Le monde universitaire et médiatique est secoué par un violent conflit entre tenants des études de genre, féministes et décoloniales, et leurs adversaires. Certains points d’accord peuvent-ils les réconcilier ? Peut-on tirer le meilleur de ces études sur l’identité sans forcément devenir un militant ? Trois chercheurs aux profils très divergents répondent. 

ARTICLE

La guerre des identités aura-t-elle lieu ?

Michel Eltchaninoff  – 18 février 2021 – Philosophie Magazine

Le 13 janvier dernier, plus de 70 universitaires ont lancé un « Observatoire du décolonialisme et des idéologies identitaires ». 

Dénonçant « une vague identitaire sans précédent au sein de l’enseignement supérieur et de la recherche », ils s’alarment du « relativisme extrême » qui, à leurs yeux, sous-tend ces recherches : « Tout savoir est exclusivement réduit à des enjeux de pouvoir, et les sciences sont systématiquement dénoncées du fait des dominations de race, de culture, de genre, qui seraient à leur fondement. » Ils vont même jusqu’à signaler « des phénomènes de censure, d’intimidation, de discrimination politique [qui] ont instauré des clivages inédits et conduisent de jeunes doctorants à s’aligner sur les nouveaux mandarins, sous peine de ne jamais obtenir de poste ». Ils lancent enfin l’accusation suprême : « C’est précisément parce qu’il est crucial de combattre les discriminations racistes et sexistes dans notre société qu’il est nécessaire de lutter contre ces nouvelles formes de fanatisme. » Ce que dans le langage commun on appelle désormais « le racisme à l’envers » autoriserait à « essentialiser » les personnes et les savoirs. Parmi les premiers signataires, la sociologue Nathalie Heinich, les philosophes Michel Fichant, Pierre-Henri Tavoillot ou Jean-François Braunstein. 

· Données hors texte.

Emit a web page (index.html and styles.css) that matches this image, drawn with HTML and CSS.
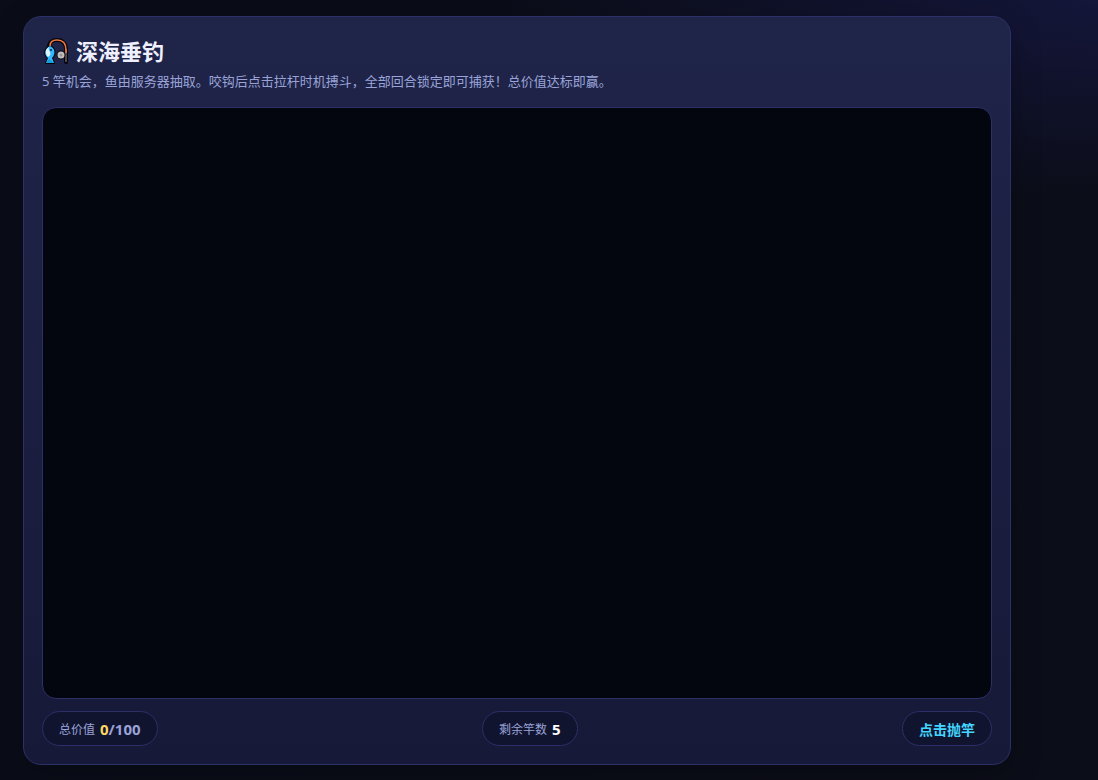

“Tout savoir est réduit à des enjeux de pouvoir, et les sciences sont systématiquement dénoncées du fait des dominations de race, de culture, de genre”
Jean-François Braunstein

Cette initiative n’est que l’un des épisodes d’une guerre intellectuelle qui prend une ampleur inédite. D’un côté, les représentants des études décoloniales et de genre ; de l’autre, leurs adversaires, qui se réclament de l’universalisme. Quand les premiers sont taxés de racisme à l’envers, les seconds entendent siffler à leurs oreilles des « OK, boomer » qui les vouent aux poubelles de l’histoire. Mais que fait-on lorsqu’on a le sentiment de n’appartenir à aucun des camps ? Lorsqu’on s’intéresse au renouvellement conceptuel apporté par les studies mais qu’on répugne à ne voir dans la culture occidentale qu’une entreprise de domination ? Existe-t-il des terrains d’entente ou au moins des sujets sur lesquels ces deux camps pourraient se remettre à discuter ?

Un nouveau stalinisme ?

Jean-François Braunstein n’est pas du tout en odeur de sainteté parmi les tenants des études sur les identités. 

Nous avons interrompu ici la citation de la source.